▸ **REQUIREMENTS**
Lines containing the word "styles" should be extracted in full.

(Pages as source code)
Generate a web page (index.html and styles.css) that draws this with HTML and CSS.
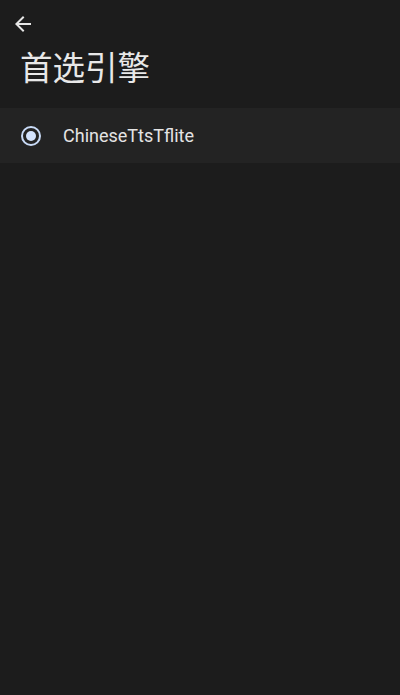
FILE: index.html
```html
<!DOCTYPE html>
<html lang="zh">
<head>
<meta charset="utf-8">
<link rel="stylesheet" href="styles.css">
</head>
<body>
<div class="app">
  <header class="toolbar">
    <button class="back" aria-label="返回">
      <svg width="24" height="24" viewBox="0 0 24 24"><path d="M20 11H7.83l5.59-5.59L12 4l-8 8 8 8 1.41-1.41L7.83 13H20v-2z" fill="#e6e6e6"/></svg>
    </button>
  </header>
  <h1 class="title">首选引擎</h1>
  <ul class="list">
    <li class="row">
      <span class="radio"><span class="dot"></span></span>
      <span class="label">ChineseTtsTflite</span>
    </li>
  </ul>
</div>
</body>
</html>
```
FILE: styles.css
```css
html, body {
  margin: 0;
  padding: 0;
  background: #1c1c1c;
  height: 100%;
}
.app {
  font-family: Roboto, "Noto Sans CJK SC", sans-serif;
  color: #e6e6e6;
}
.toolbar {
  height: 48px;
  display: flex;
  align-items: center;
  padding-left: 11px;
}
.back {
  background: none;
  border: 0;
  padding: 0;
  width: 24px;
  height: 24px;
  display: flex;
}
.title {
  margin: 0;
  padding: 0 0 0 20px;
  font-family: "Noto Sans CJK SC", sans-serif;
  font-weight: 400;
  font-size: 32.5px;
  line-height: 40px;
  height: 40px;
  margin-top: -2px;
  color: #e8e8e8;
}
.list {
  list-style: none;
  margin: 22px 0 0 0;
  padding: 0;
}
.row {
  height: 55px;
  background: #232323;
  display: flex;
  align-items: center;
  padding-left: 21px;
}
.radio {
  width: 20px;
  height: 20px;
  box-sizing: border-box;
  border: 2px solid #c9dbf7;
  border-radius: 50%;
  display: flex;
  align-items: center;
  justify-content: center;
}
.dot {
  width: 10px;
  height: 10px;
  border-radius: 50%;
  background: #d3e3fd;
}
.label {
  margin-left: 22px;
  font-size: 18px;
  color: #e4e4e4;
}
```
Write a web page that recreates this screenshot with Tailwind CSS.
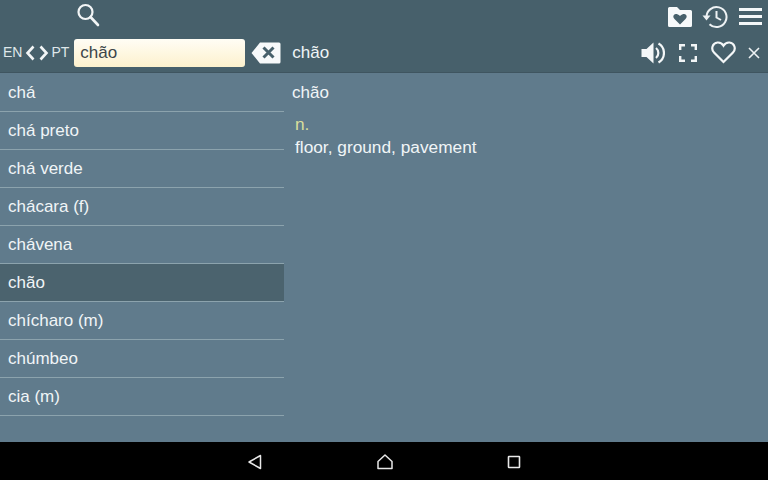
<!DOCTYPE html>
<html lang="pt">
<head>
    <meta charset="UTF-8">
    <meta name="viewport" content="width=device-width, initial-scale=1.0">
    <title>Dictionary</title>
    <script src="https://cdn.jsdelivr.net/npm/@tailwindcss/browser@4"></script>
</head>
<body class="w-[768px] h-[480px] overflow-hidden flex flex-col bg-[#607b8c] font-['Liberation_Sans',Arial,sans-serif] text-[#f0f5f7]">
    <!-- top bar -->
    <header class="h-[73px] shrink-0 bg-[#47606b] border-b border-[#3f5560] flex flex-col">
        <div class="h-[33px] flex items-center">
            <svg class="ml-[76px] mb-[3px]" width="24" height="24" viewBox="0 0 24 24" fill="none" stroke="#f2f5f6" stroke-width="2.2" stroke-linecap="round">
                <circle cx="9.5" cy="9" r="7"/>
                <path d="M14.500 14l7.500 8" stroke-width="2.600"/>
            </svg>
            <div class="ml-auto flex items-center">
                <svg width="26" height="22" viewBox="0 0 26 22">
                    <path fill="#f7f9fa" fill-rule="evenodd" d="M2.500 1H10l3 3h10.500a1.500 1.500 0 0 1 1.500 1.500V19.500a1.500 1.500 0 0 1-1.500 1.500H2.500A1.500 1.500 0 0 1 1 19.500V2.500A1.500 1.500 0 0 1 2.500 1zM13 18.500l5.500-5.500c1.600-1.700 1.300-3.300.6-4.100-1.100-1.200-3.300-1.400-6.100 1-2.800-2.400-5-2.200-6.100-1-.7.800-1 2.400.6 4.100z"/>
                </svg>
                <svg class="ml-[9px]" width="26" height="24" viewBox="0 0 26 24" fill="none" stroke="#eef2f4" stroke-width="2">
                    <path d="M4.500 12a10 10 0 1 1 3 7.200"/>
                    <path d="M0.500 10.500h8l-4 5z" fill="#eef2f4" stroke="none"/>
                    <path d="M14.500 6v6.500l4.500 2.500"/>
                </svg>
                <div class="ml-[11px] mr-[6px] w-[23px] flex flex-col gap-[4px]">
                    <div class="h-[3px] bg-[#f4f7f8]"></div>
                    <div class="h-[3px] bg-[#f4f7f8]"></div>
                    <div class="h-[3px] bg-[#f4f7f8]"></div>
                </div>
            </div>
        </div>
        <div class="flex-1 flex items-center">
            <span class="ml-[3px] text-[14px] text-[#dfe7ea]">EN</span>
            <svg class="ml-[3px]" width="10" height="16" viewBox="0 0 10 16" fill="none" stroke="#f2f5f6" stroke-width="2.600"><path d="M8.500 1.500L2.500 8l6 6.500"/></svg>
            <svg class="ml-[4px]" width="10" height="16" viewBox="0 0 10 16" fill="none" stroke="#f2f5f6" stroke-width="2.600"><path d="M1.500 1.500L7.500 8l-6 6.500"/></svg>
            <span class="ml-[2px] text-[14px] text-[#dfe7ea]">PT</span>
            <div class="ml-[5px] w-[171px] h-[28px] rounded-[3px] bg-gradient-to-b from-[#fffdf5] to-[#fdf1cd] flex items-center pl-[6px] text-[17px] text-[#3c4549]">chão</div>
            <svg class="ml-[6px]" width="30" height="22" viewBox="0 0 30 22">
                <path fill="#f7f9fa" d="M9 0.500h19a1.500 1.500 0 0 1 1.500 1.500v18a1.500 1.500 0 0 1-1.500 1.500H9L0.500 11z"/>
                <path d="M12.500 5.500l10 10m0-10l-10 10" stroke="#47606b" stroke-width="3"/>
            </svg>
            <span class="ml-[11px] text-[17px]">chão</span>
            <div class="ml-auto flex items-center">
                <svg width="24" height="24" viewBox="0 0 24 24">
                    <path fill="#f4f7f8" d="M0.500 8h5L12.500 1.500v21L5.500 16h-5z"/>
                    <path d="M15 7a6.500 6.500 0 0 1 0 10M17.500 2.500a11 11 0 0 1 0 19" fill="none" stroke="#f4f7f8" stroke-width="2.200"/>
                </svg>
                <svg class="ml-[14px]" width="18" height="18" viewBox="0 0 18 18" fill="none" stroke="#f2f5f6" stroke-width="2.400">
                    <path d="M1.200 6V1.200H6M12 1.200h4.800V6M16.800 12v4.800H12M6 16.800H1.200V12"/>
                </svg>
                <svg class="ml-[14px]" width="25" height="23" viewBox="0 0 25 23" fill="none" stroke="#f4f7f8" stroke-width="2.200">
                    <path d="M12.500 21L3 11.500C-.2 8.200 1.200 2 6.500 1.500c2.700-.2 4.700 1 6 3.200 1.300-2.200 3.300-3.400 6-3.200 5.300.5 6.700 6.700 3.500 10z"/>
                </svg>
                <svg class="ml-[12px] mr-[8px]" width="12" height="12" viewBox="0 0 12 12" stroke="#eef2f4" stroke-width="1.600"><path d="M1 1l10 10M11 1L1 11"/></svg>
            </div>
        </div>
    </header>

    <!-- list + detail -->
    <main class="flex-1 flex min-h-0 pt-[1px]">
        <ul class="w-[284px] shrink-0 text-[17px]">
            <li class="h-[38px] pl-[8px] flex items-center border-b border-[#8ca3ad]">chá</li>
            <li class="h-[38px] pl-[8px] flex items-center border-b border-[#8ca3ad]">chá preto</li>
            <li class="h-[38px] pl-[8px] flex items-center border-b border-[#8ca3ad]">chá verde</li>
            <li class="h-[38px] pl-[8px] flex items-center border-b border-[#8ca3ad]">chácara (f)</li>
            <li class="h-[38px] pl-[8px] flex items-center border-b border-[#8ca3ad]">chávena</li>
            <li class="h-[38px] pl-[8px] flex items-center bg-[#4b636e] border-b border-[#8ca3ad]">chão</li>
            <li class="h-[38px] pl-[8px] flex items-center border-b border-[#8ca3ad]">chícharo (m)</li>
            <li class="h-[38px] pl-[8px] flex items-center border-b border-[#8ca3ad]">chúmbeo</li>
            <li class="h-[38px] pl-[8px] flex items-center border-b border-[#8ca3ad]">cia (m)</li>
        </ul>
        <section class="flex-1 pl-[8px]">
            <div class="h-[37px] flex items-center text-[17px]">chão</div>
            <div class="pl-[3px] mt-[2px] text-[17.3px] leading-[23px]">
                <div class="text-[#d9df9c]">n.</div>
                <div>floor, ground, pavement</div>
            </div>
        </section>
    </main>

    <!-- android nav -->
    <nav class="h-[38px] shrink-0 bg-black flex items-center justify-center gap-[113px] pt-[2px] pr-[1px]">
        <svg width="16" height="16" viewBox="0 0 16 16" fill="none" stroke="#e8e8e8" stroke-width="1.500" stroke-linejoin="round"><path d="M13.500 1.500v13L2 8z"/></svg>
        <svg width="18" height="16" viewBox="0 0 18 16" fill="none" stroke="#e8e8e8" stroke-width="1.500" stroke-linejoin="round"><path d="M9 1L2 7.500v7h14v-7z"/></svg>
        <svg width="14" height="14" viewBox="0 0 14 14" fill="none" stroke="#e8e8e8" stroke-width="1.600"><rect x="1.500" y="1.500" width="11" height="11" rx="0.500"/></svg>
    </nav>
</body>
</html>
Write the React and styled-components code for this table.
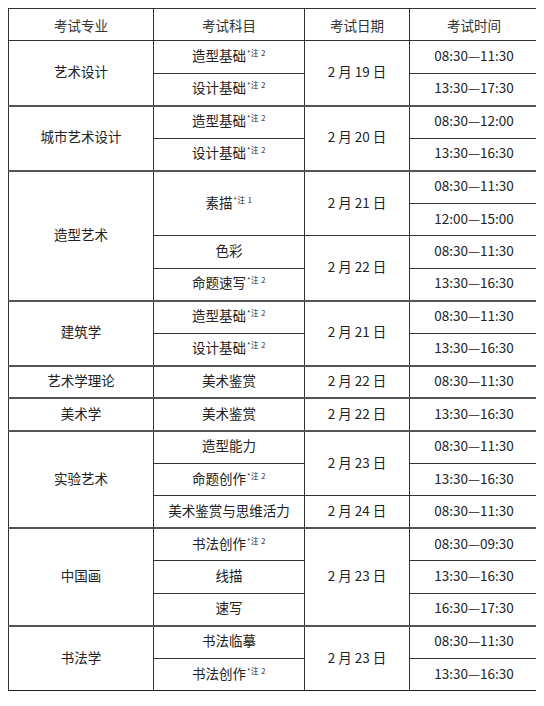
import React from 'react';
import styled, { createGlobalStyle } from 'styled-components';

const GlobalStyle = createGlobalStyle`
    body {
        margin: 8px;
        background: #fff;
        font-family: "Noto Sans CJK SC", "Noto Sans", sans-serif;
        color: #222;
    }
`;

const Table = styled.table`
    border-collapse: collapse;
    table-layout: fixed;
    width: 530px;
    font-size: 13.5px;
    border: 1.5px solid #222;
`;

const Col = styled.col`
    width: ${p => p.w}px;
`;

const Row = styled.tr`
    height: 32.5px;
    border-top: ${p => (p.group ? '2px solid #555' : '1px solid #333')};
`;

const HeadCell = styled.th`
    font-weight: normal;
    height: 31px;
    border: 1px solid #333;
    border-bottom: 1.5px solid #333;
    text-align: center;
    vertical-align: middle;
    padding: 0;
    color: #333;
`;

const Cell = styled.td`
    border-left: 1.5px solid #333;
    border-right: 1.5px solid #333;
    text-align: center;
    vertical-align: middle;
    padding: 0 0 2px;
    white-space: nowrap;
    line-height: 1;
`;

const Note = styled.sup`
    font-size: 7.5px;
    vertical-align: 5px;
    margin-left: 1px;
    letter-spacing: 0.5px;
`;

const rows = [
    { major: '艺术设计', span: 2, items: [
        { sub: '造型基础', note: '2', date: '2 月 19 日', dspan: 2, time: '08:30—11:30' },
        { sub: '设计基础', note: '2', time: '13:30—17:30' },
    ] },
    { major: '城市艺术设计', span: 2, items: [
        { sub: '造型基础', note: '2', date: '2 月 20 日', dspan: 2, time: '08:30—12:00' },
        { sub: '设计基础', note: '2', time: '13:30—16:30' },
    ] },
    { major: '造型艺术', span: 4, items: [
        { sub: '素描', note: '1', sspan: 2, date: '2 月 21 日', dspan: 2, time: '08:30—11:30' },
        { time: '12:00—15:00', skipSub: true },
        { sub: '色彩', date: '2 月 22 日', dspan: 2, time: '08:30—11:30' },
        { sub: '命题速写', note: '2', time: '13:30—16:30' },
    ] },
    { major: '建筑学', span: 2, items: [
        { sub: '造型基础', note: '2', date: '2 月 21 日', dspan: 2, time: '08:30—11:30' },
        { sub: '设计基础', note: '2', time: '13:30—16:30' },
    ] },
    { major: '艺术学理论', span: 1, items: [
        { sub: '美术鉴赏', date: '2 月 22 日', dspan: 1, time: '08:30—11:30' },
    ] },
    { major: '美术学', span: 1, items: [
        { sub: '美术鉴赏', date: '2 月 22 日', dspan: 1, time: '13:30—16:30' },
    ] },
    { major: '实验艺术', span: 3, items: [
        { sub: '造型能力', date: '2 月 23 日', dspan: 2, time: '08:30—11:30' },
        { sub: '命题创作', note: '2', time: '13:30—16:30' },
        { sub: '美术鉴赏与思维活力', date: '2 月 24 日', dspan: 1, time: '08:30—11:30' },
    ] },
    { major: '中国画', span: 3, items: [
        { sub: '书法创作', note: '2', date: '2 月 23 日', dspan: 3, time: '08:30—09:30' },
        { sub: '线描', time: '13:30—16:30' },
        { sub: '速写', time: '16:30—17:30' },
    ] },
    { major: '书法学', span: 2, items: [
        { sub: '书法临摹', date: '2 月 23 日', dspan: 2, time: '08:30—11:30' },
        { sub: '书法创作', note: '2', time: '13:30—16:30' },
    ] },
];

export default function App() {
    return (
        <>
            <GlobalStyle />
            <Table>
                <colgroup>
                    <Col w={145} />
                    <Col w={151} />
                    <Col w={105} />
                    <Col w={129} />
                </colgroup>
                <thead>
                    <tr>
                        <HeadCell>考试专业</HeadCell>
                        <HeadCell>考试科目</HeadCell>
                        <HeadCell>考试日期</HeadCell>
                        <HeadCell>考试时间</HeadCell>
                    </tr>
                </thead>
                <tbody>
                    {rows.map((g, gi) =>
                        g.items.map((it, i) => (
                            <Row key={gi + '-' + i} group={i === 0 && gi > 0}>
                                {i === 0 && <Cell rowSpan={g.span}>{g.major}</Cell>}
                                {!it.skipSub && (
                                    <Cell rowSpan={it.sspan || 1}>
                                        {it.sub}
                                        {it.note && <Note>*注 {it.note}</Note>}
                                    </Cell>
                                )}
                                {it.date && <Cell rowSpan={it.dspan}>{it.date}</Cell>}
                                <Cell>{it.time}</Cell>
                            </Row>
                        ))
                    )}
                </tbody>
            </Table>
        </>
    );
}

▸ **COMPLETE OUTPUT**
Generate a web page (index.html and styles.css) that draws this with HTML and CSS.
<link rel="stylesheet" href="styles.css">
FILE: styles.css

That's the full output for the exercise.